O princípio é sempre de nos perguntarmos de podemos encontrar uma alternativa mais barata que não implique mais produção, ou seja, mais gastos para o ambiente e para nós.

Devemos lembrar-nos sempre de distinguir entre necessidades e desejos. Depois, onde e como podemos satisfazer a mesma necessidade recorrendo à reciclagem.

Muitas pessoas não sabem gerir o seu dinheiro porque não o aprenderam em criança e na escola o tema também é raramente abordado. Como é que uma mãe deve ensinar o seu filho a gerir o seu dinheiro e a partir de que idade?  
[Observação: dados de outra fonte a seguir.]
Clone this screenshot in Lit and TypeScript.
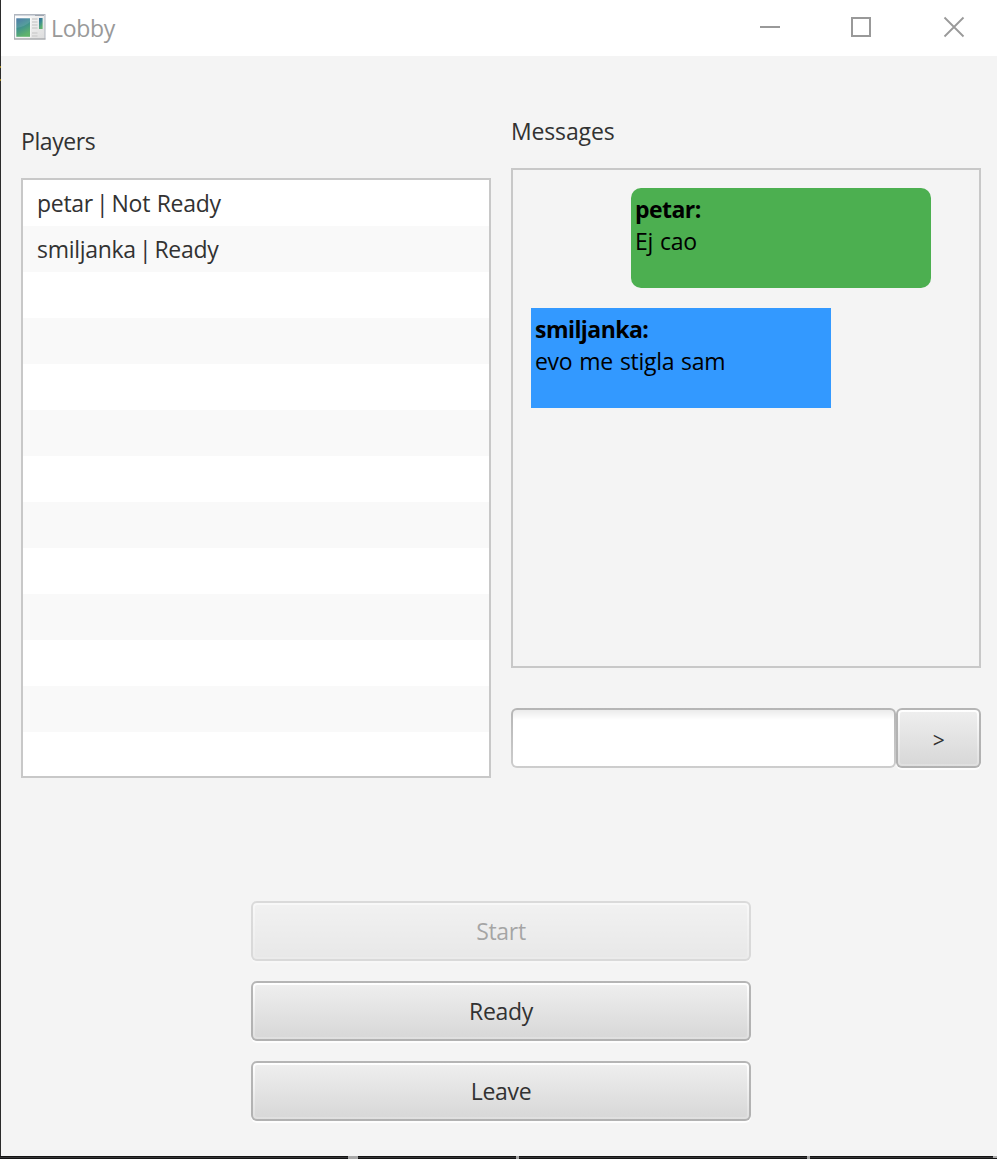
import { LitElement, html, css } from "lit";
import { customElement, property } from "lit/decorators.js";
import { classMap } from "lit/directives/class-map.js";

@customElement("fx-button")
class FxButton extends LitElement {
  @property() label = "";
  @property({ type: Boolean, reflect: true }) disabled = false;

  static styles = css`
    :host { display: block; height: 60px; }
    :host([disabled]) { opacity: 0.4; }
    .edge {
      box-sizing: border-box; width: 100%; height: 60px; padding: 2px; border: 0; display: block;
      border-radius: 6px; background: linear-gradient(#b5b5b5, #b1b1b1);
      box-shadow: 0 2px 0 #fdfdfd;
      font: inherit; letter-spacing: inherit; color: #323232;
    }
    .rim {
      box-sizing: border-box; display: block; height: 56px; padding: 2px; border-radius: 4px;
      background: linear-gradient(#ffffff, #fdfdfd 5%, #dfdfdf);
    }
    .face {
      display: flex; align-items: center; justify-content: center; height: 52px;
      border-radius: 2px; background: linear-gradient(#eeeeee, #d8d8d8); line-height: 32px;
    }
    .text { display: block; }
    .text.symbol { padding-top: 3px; font-size: 21px; }
  `;

  render() {
    return html`<button class="edge" ?disabled=${this.disabled}>
      <span class="rim"><span class="face"><span class=${classMap({ text: true, symbol: this.label.length === 1 })}>${this.label}</span></span></span>
    </button>`;
  }
}

interface Player { name: string; status: string; }
interface Message { from: string; text: string; own: boolean; }

@customElement("app-root")
class AppRoot extends LitElement {
  players: Player[] = [
    { name: "petar", status: "Not Ready" },
    { name: "smiljanka", status: "Ready" },
  ];
  messages: Message[] = [
    { from: "petar:", text: "Ej cao", own: true },
    { from: "smiljanka:", text: "evo me stigla sam", own: false },
  ];

  static styles = css`
    :host {
      display: block; box-sizing: border-box; width: 997px; height: 1159px; padding: 0 0 3px 1px;
      background:
        linear-gradient(#9c8220, #9c8220) 0 66px / 1px 2px no-repeat,
        linear-gradient(#9c8220, #9c8220) 0 79px / 1px 2px no-repeat,
        linear-gradient(#a8a8a8, #a8a8a8) 348px 1156px / 10px 3px no-repeat,
        linear-gradient(#a8a8a8, #a8a8a8) 516px 1156px / 3px 3px no-repeat,
        linear-gradient(#a8a8a8, #a8a8a8) 807px 1156px / 3px 3px no-repeat,
        linear-gradient(#a8a8a8, #a8a8a8) 993px 1156px / 4px 2px no-repeat,
        linear-gradient(#131313, #131313) 0 1156px / 100% 1px no-repeat,
        linear-gradient(#343436, #343436) 0 1157px / 100% 1px no-repeat,
        linear-gradient(#131313, #131313) 0 1158px / 100% 1px no-repeat, #2b2b2b;
      font: 23px/32px "Open Sans", "Noto Sans", sans-serif; letter-spacing: -0.3px; color: #323232;
      overflow: hidden;
    }
    .window { display: flex; flex-direction: column; height: 1156px; background: #f4f4f4; }
    .titlebar { display: flex; height: 56px; background: #fff; color: #999; flex: none; }
    .appicon { display: block; margin: 14px 5px 0 13px; }
    .title { flex: 1; padding-top: 12px; }
    .controls { display: block; }
    .columns { display: grid; grid-template-columns: 470px 470px; column-gap: 20px; padding-left: 20px; height: 722px; }
    .players { padding-top: 69px; }
    .messages { padding-top: 59px; }
    .heading { height: 53px; }
    .players .heading { letter-spacing: -0.4px; }
    .messages .heading { letter-spacing: -0.15px; }
    .list {
      box-sizing: border-box; height: 600px; border: 2px solid #c8c8c8;
      background: repeating-linear-gradient(#fff 0 46px, #f9f9f9 46px 92px);
    }
    .row { height: 46px; padding: 7px 14px 0; box-sizing: border-box; word-spacing: 1px; }
    .divider { margin: 0 -3.5px; }
    .chat {
      box-sizing: border-box; height: 500px; border: 2px solid #c8c8c8; padding: 18px 48px 0 18px;
      display: flex; flex-direction: column; gap: 20px;
    }
    .bubble { box-sizing: border-box; width: 300px; height: 100px; padding: 5px 4px; background: #3399ff; color: #000; }
    .bubble.own { align-self: flex-end; background: #4caf50; border-radius: 10px; }
    .from { font-weight: 700; letter-spacing: -0.55px; }
    .body { word-spacing: 1.3px; }
    .compose { display: grid; grid-template-columns: 385px 85px; margin-top: 40px; }
    .field { box-sizing: border-box; height: 60px; padding: 2px; border-radius: 6px; background: linear-gradient(#b5b5b5, #cdcdcd); }
    .input {
      display: block; box-sizing: border-box; width: 100%; height: 56px; border: 0; padding: 0 12px; outline: 0;
      border-radius: 4px; background: linear-gradient(#ebebeb, #fff 10px); font: inherit;
    }
    .actions { display: flex; flex-direction: column; gap: 20px; width: 500px; margin: 123px 0 0 250px; }
  `;

  render() {
    return html`
      <div class="window">
        <header class="titlebar">
          <svg class="appicon" width="32" height="26" viewBox="0 0 32 26">
            <defs>
              <linearGradient id="pane" x1="0" y1="0" x2="0.4" y2="1">
                <stop offset="0" stop-color="#35699c" /><stop offset="0.5" stop-color="#3f8f90" /><stop offset="1" stop-color="#5fb36c" />
              </linearGradient>
              <linearGradient id="shell" x1="0" y1="0" x2="1" y2="1">
                <stop offset="0" stop-color="#ffffff" /><stop offset="1" stop-color="#dcdcdc" />
              </linearGradient>
            </defs>
            <rect x="0.5" y="0.5" width="30.5" height="24.500" fill="url(#shell)" stroke="#b0b6bf" />
            <path d="M0 25h31.500" stroke="#a8a8a8" />
            <path d="M1 1.500h21" stroke="#d0d5dc" /><path d="M21 1.500h9" stroke="#a0a6b0" />
            <rect x="1.500" y="3.500" width="15" height="20" fill="#fff" />
            <rect x="2.300" y="4.300" width="13.700" height="18.500" fill="url(#pane)" />
            <path d="M2.300 14q8-1 13.700-6V4.300H2.300z" fill="#fff" opacity="0.12" />
            <path d="M18 5h5.500M18 8h5.500M18 11h5.500M18 14h5.500M18 19h5.500M18 22h5.500" stroke="#cfcfcf" stroke-width="1.300" />
            <rect x="25" y="4" width="3.600" height="11" fill="url(#pane)" />
          </svg>
          <div class="title">Lobby</div>
          <svg class="controls" width="238" height="56" viewBox="759 0 238 56" fill="none" stroke="#999" stroke-width="2">
            <path d="M760 27h20" />
            <rect x="852" y="18" width="18" height="18" />
            <path d="M944.500 17.500l19 19M963.500 17.500l-19 19" stroke-width="1.800" />
          </svg>
        </header>
        <div class="columns">
          <section class="players">
            <div class="heading">Players</div>
            <div class="list">
              ${this.players.map((p) => html`<div class="row">${p.name} <span class="divider">|</span> ${p.status}</div>`)}
            </div>
          </section>
          <section class="messages">
            <div class="heading">Messages</div>
            <div class="chat">
              ${this.messages.map((m) => html`<div class=${classMap({ bubble: true, own: m.own })}>
                <div class="from">${m.from}</div><div class="body">${m.text}</div>
              </div>`)}
            </div>
            <div class="compose">
              <div class="field"><input class="input" /></div>
              <fx-button label=">"></fx-button>
            </div>
          </section>
        </div>
        <div class="actions">
          <fx-button label="Start" disabled></fx-button>
          <fx-button label="Ready"></fx-button>
          <fx-button label="Leave"></fx-button>
        </div>
      </div>
    `;
  }
}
A idade ideal para iniciar a educação financeira é por volta dos 2/3 anos, porque é nessa fase que a criança começa a pedir coisas, logo podemos ensinar-lhe a distinguir entre necessidades e desejos e quais os nossos limites orçamentais. Nessa fase, é importante ensinar a adiar a gratificação imediata, ou seja, esperar para ter, nem que seja o chocolate ou o gelado. Isso equivale e ensiná-la a poupar.

Conforme vão crescendo, e por volta dos 4/5 anos, deve-se começar a dar uma semanada à criança, em diversas moedas. Os pais devem definir em conjunto com a criança para que irá servir o dinheiro e deve ser feita uma monitorização dos gastos, não com o intuito de julgar, mas de monitorizar de que forma a semanada foi gasta e o que aprendeu com os eventuais erros.

Quando vão para o segundo ciclo, é a altura de passar para uma mesada (se já gerirem bem a semanada). É natural que nas primeiras vezes o dinheiro seja gasto antes do limite definido, mas isso faz parte do processo de aprendizagem.

As semanadas e as mesadas são, sem dúvida, o principal instrumento de educação financeira das crianças porque permite ensiná-las a fazer e a gerir um orçamento desde cedo. No entanto, o exemplo dos pais também é fundamental.

Assim, sempre que vão ao supermercado, encarregue o seu filho pelo cumprimento da lista de compras (que deve ser preparada por ambos em casa) e explique-lhes a diferença de preços entre determinados produtos. Na gestão da família, inclua o seu filho na definição/discussão do orçamento familiar e das prioridades da família. Será mais fácil que ele ajude a cumprir os objetivos definidos.